タラ の山 6 月 2 週
◆▲をクリックすると長文だけを表示します。◆ルビ付き表示▲
○自由な題名
○私の夜(よる)
★水や土で遊んだこと、カタツムリを見つけたこと
○どんぐりの背比べ(感)
◆
▲
どんぐりの背(せい)比べ
【1】どんぐりは、どれも形や大きさがおなじようで、一つ一つのちがいはよくわからない。そこから、人間をくらべる時に、みんなおなじようでとくにすぐれたものがいないことをいう。
このことわざは、平凡なものばかりをくらべる時に使い、すぐれたものをくらべる時には使わない。【2】クラスの成績で、上位のものは力がそろっていて、だれが一位か二位かわからないような時には、「どんぐりの背(せい)比べ」とはいわない。どうしてことわざに「どんぐり」がでてきたんだろう?
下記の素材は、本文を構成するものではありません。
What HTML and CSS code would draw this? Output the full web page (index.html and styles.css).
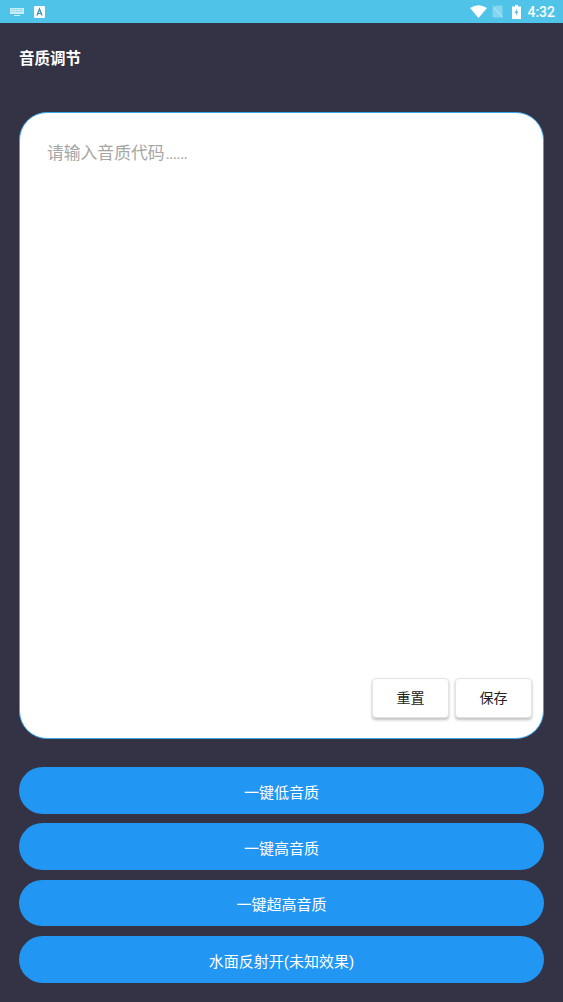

それは、どんぐりがとてもありふれた木の実だからだ。【3】どんぐりは、特定の木の実じゃない。ブナ科ナラ属(ぞく)の木になる実は、みんなどんぐりだ。つまり、カシ、クヌギ、コナラ、ミズナラ、カシワ、といった木になる実はぜんぶ「どんぐり」とよぶんだ。【4】木の種類はちがい、幹や葉の形などはちがっても、その木にできたどんぐりをくらべてみると、みんな似ているように見える。そこから、このことわざがうまれたと思われるよ。
ところで、宮沢賢治という人が書いた童話に「どんぐりと山猫」というのがある。【5】作品のなかみは、このことわざとつながるところがあるよ。
――ある日、一郎のところに、おかしなはがきがきた。それは山ねこからのもので、あした、めんどうな裁判をするからきてくれ、と書いてあった。
【6】つぎの日、一郎は、谷川にそって、くりの木、滝、きのこ、りすなどに道を聞きながら、どんどん山の中に入っていった。そしてかやの森への坂道をのぼると、ぽっかりと草地がひらけていて、そこに山ねこがあらわれた。
【7】そこへ、赤いズボンをはいたどんぐりが、いっぱい飛びだしてきた。どんぐりたちは、だれがいちばんえらいかをあらそっていて、山ねこに裁判してもらっていたのだ。頭がとがったのがいちばんえらいとか、丸いのがえらいとか、大きいのがえらいとか、口ぐちにいいはる。【8】もう三日も裁判をやってるのに、ちっともおさまらないのだった。∵
その日も、みんな自分がいちばんえらいといい、わけがわからなくなってしまった。山ねこはどうしたらいいかをたずね、一郎はこたえた。
【9】「この中で、いちばんばかで、めちゃくちゃで、まるでなってないようなのがいちばんえらい、といったらどうでしょう。」
山ねこは、そのとおりどんぐりたちに申しわたした。すると、どんぐりたちはしいんとして、だれもなにもいわなくなった。【0】裁判はおわった。山ねこは大よろこびで、お礼に金のどんぐりを一升くれたのだった。